The ecumenical L’Arche community in Wroclaw, Poland, set up a day care center for Ukrainian refugees, and the children play war games at every opportunity, said Joanna Stasienko, who heads the local community.
“It’s terrifying,” she told Catholic News Service in early April. “You can see their parents are very stressed and worried, and that they have had harsh experiences related to the war.”
Stasienko overheard a conversation between a 5-year-old girl and 4-year-old boy that she said broke her heart. The girl said, “Our Ukraine is already dead,” and he disagreed, saying “I think it is not all dead.” To her insistent “I am telling you, it is dead, nothing is left,” the boy said, “I wish a little piece of it would not be dead.”
L’Arche International, which provides group homes and spiritual support for people with intellectual disabilities in 37 countries, is hosting refugees fleeing the Russian war in Ukraine. The decision for L’Arche in Wroclaw to host the day care center was made in early March, and “a week later we were up and running,” Stasienko said.
“There is so much need” among Ukrainians who have fled to Wroclaw in southwestern Poland, she said, noting that people across the city “have been working together to see what we can do to help with what we have.”
In Wroclaw, the L’Arche community has 24 residents who live in three houses on a property that includes a large hall that is now being used for the day care center. Adults with mostly developmental disabilities are the core members of L’Arche, and they live in community with those who care for them.
“Our residents always come and say hello to the children when they arrive in the mornings. There’s a feeling of community and they are very welcoming,” Stasienko said. Most of the children are 4 to 6 years old, “although we do take children up to the age of 10,” she said.
Ukrainians in Wroclaw have pitched in with local volunteers to help at the day care center, Stasienko said, adding, “It is so good to have Ukrainians helping because they can communicate well with the children.”
Stasienko said the community is hosting a Ukrainian mother and her six children, including a 22-year-old disabled man.
“They live as part of the community,” Stasienko said, noting that the mother helps care for a L’Arche resident who uses a wheelchair. “Five days a week, she helps her with getting dressed and eating.”
“Our people are doing all they can to be welcoming, and they’d talk the guests’ language if they could,” Stasienko said. “One of our residents, Paul, changes the Polish words when he offers coffee in the morning,” and his hospitable intentions are welcomed with humor and warmth by everyone, she said.
The day care center was set up so that “mothers can leave their children in a safe place while they take care of urgent matters or even just chat to others in similar situations for support,” Stasienko said.
Among the volunteers are a Franciscan priest, who helps resolve problems at the center, and his mother, who cooks dinner for the children and their assistants every second day, she said.

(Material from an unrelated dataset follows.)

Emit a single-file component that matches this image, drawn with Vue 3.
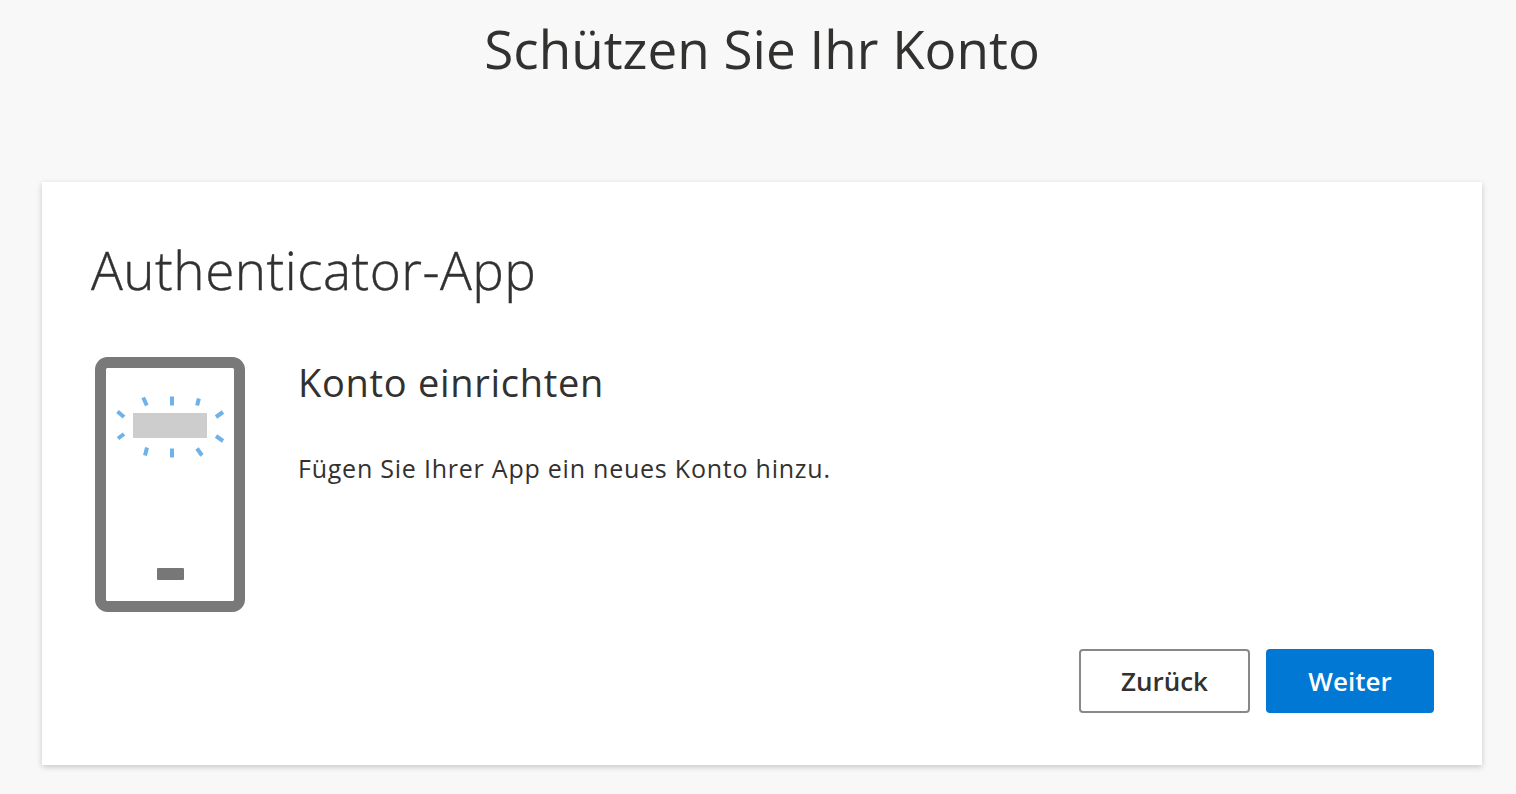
<script setup>
const marks = [
  [49.2, 16.5, 52.8, 24.5], [78, 15.5, 78, 24.5], [104.9, 17.5, 103.1, 24.5],
  [23.5, 30.5, 30, 36], [24, 57.5, 30, 53], [122, 36, 129, 31],
  [122, 55, 129, 60], [53, 66.5, 51, 74.5], [78, 67.5, 78, 76.5], [103, 67.5, 108, 74.5]
]
</script>

<template>
  <div class="page">
    <h1 class="title">Schützen Sie Ihr Konto</h1>
    <section class="card">
      <h2 class="card-title">Authenticator-App</h2>
      <div class="content">
        <svg class="phone" width="152" height="256" viewBox="0 0 152 256" aria-hidden="true">
          <rect x="6.5" y="6.5" width="139" height="244" rx="7" fill="#fff" stroke="#797979" stroke-width="11" />
          <g transform="translate(0 25)">
            <rect x="39" y="32" width="74" height="25" fill="#cdcdcd" />
            <line
              v-for="(m, i) in marks"
              :key="i"
              :x1="m[0]"
              :y1="m[1]"
              :x2="m[2]"
              :y2="m[3]"
              stroke="#6fb2ea"
              stroke-width="4"
            />
          </g>
          <rect x="63" y="212" width="27" height="12" rx="1" fill="#777" />
        </svg>
        <div class="text">
          <h3 class="step-title">Konto einrichten</h3>
          <p class="step-body">Fügen Sie Ihrer App ein neues Konto hinzu.</p>
        </div>
      </div>
      <div class="actions">
        <button class="btn secondary" type="button">Zurück</button>
        <button class="btn primary" type="button">Weiter</button>
      </div>
    </section>
  </div>
</template>

<style scoped>
.page {
  height: 794px;
  box-sizing: border-box;
  padding: 0 34px 0 42px;
  overflow: hidden;
  font-family: "Open Sans", "Noto Sans", sans-serif;
  color: #323130;
}
.title {
  margin: 0;
  height: 182px;
  padding-top: 14px;
  box-sizing: border-box;
  font-size: 53px;
  line-height: 70px;
  font-weight: 400;
  text-align: center;
}
.card {
  height: 583px;
  box-sizing: border-box;
  padding: 51px 48px 0 48px;
  background: #fff;
  box-shadow: 0 2px 6px rgba(0, 0, 0, 0.2);
}
.card-title {
  margin: 0 0 0 1px;
  font-size: 53px;
  line-height: 74px;
  font-weight: 300;
  letter-spacing: 0.5px;
  -webkit-text-stroke: 0.4px #323130;
}
.content {
  display: flex;
  margin-top: 49px;
  margin-left: 4px;
}
.phone {
  display: block;
  flex: none;
  filter: blur(0.6px);
}
.text {
  margin-left: 52px;
}
.step-title {
  margin: 0;
  font-size: 38px;
  line-height: 52px;
  font-weight: 400;
  letter-spacing: 0.7px;
}
.step-body {
  margin: 42px 0 0;
  font-size: 25px;
  line-height: 36px;
  letter-spacing: 0.77px;
}
.actions {
  display: flex;
  justify-content: flex-end;
  gap: 16px;
  margin-top: 37px;
}
.btn {
  height: 64px;
  box-sizing: border-box;
  border-radius: 4px;
  font-family: inherit;
  font-size: 26px;
  font-weight: 600;
  padding: 0;
}
.secondary {
  width: 171px;
  background: #fff;
  border: 2px solid #8a8886;
  color: #323130;
}
.primary {
  width: 168px;
  background: #0078d4;
  border: 0;
  color: #fff;
}
</style>

<style>
html, body {
  margin: 0;
  background: #f8f8f8;
}
</style>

Stasienko and her family have given free accommodation to a mother and two children from Ukraine since early March. Her friend, Marta Konwent, is also among the many Wroclaw residents who have opened their homes to people who have fled Ukraine and need a place to stay.
Konwent and her family hosted a young woman from Congo who had been studying in Ukraine and wanted to get to Brussels, where her brother lives.
“She had great difficulty getting into Poland because she isn’t Ukrainian,” Konwent told CNS.
“My father’s construction firm employed many men from Ukraine who have now gone home to fight,” Konwent said. At the same time, these men have “done everything possible to get their families here” to Wroclaw.
Five L’Arche communities in Poland are accommodating seven people with disabilities and 11 of their family members, as well as 27 other Ukrainian refugees, according to the country’s L’Arche Foundation.
Children with disabilities, including autism and Down syndrome, and other vulnerable people were fetched from the L’Arche community in Lviv, Ukraine, and taken to safety in Poland by a L’Arche volunteer in late March, the foundation’s website said.
As well as providing accommodation and food, the communities help to find jobs for Ukrainian adults able to work, schools for children, and psychological and other support for those who need it.